EXPERTS have stressed the need for parents to enrol their children in play-based learning schools to enable them develop better, learn faster, and become successful adults.
The experts, drawn from Federal government agencies, the United Nations Children’s Fund (UNICEF), child care-based non-governmental organisations and academics, said children who grow through play-based schools acquire knowledge more seamlessly and become brilliant and successful adults.
Addressing journalists in Sokoto, Sokoto State, at a two-day media dialogue organized by the Child Rights Information Bureau (ICRIB) of the Federal Ministry of Information and Culture, in collaboration with UNICEF, the experts urged all tiers of government and schools to provide more play-based learning tools for children.
They also called for the recruitment and retraining of teachers for the children.
The meeting, which focussed on Early Child Education (ECE) in Nigeria, discussed the need for children to be enrolled in play-based learning schools at age two.
The experts noted that learning at age two and before they clock five years when they are fully enrolled in pre-primary one, prepares children better for education and functioning at home and in the society.
In her presentation on ‘Parental Engagement in Early Learning’, UNICEF’s Education Specialist, Yetunde Oluwatosin, said one in three (36 per cent) children enjoyed early childhood education in Nigeria.
Oluwatosin said 10 million children under five in the country were not enrolled.
She deplored low spending on, and limited infrastructure for the ECE programme.
The Country Coordinator, Early Childhood Development Initiative (ECD), Emy Panyi, averred that enrolling children in play-based schools would reduce the number of out-of-school children in the country.
Panyi called for increased training for teachers handling children, and on community awareness on the importance of the ECE.

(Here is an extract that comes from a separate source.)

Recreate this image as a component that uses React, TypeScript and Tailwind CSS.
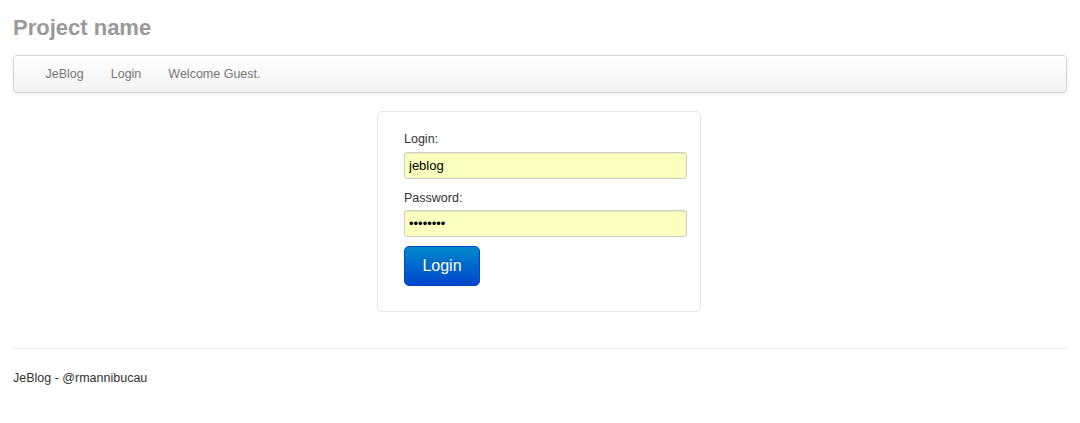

The Sokoto State Chief of Field Office, Maryam Darwesh, said the Federal government’s Early Childhood Development Policy aims at creating an enabling environment for the provision of integrated ECD services and coordination mechanisms among sectors at decentralized levels.
“Nigeria has made some progress in the implementation of this policy. Despite the progress, there are still some challenges which include low awareness and understanding of the importance of ECD, poor articulation and clarity of the policy, weak coordination among the relevant agencies, and, most importantly, poor funding.
“Teachers must understand the importance of ECE. They must have the tools they need to teach, and must be able to teach. Parents must support ECE. We need to teach them in a way they can understand,” Darwesh said.
She added that there was no line budget for ECE in states, regretting, “What we have is a budget for primary education.”
A child’s brain develops at an 85 per cent rate when they clock five years, and they develop the remaining 15 per cent when they become adults, said Sunday Jibrin Ushe, a chief lecturer at the Shehu Shagari College of Education, Sokoto, Sokoto State.
Ushe explained, “If the brain is not developed earlier, people won’t function as human beings very well. Human nature is different from an animal. A goat can give birth, and within minutes, it will start jumping and walking, so are cows and other animals, apart from birds.
“But the human system at birth has to go through stages of development. Some children don’t walk till they are two years, while others walk from seven months upward.”
He added that instincts work for animals but do not for humans. To make the human function effective, the child needs to go through different learning processes, which he said are better acquired through play-based learning.
According to him, the school curricula for children help them learn better than when they are not in school.
For instance, he said, it was wrong to teach a child to count many numbers when starting to learn, like counting from 1 to 20. He stated that it is better done from number one to five repeatedly.